I mentioned earlier the devastating effects borne by modern day redlining. The Civil Rights Division has responded with a new and unprecedented nationwide initiative to investigate redlining by banks and mortgage lenders. In July, we secured the second-largest redlining settlement ever against Trident Mortgage Company which had denied communities of color in the Philadelphia metropolitan area equal access to residential mortgages, stripped them of the opportunity to build wealth, and devalued properties in their neighborhoods. Right now, Trident is investing more than $20 million to increase credit opportunities in neighborhoods of color in Philadelphia. And this work continues.
With regard to the all-important right to vote, we are working every day to ensure that all eligible voters have voice in our democracy.

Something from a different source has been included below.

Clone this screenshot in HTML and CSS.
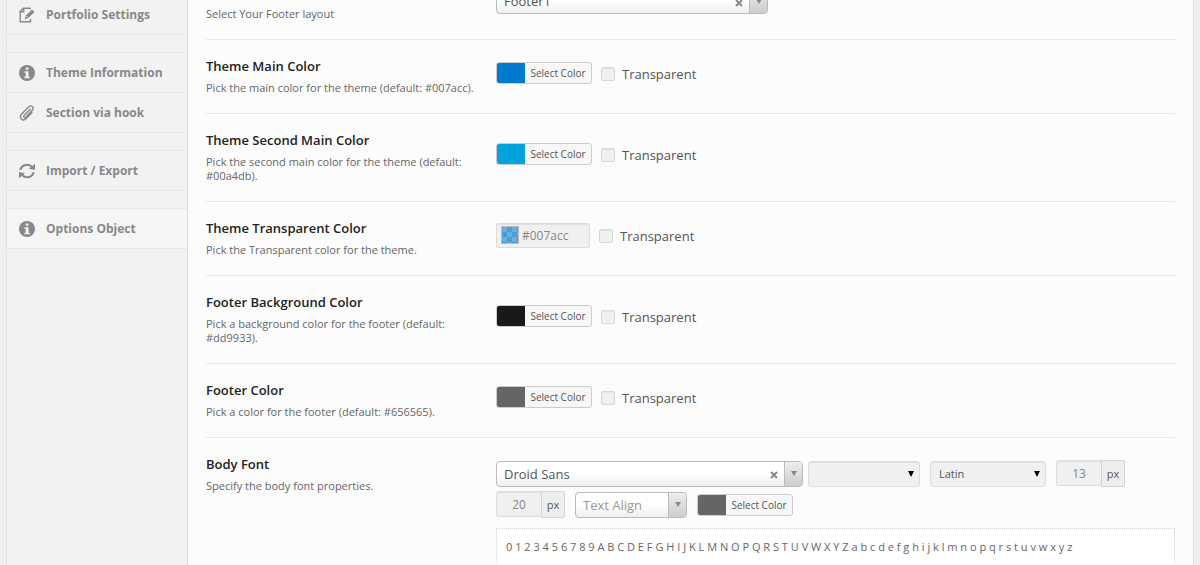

We have filed multiple lawsuits to protect voting rights for all Americans:
- In Texas, we sued to stop Senate Bill 1, which impairs the rights of Black and Latino voters to vote absentee and, when they vote in person, to receive help in the voting booth from their assistors of choice.
- We challenged redistricting plans in Galveston County, Texas, that deny Black and Latino voters an equal opportunity to elect candidates of choice.
- And when armed individuals stationed themselves outside of drop-boxes in Arizona during the general election, we stepped in to provide our views to the court on the interpretation and application of Section 11(b) of the Voting Rights Act which prohibits voter intimidation.
Many thousands of Americans fought and died to secure the right to vote. Civil rights leaders and ordinary citizens were attacked, brutalized, even lynched, just for claiming this most basic right. We will not forsake the sacrifices of these heroes. We will not break faith with them by surrendering the progress we have made. We will fight to ensure that every eligible individual can exercise the constitutional right to vote.
America must remain steadfast in our commitment to ensuring equal justice under law for all in our nation. As we mark our 65th anniversary, the Civil Rights Division is seizing this moment to double down on own on our efforts to expand opportunity and justice for all Americans. We know that civil rights enforcement is key to making our country better, our democracy more enduring and our nation more whole and just. Thank you.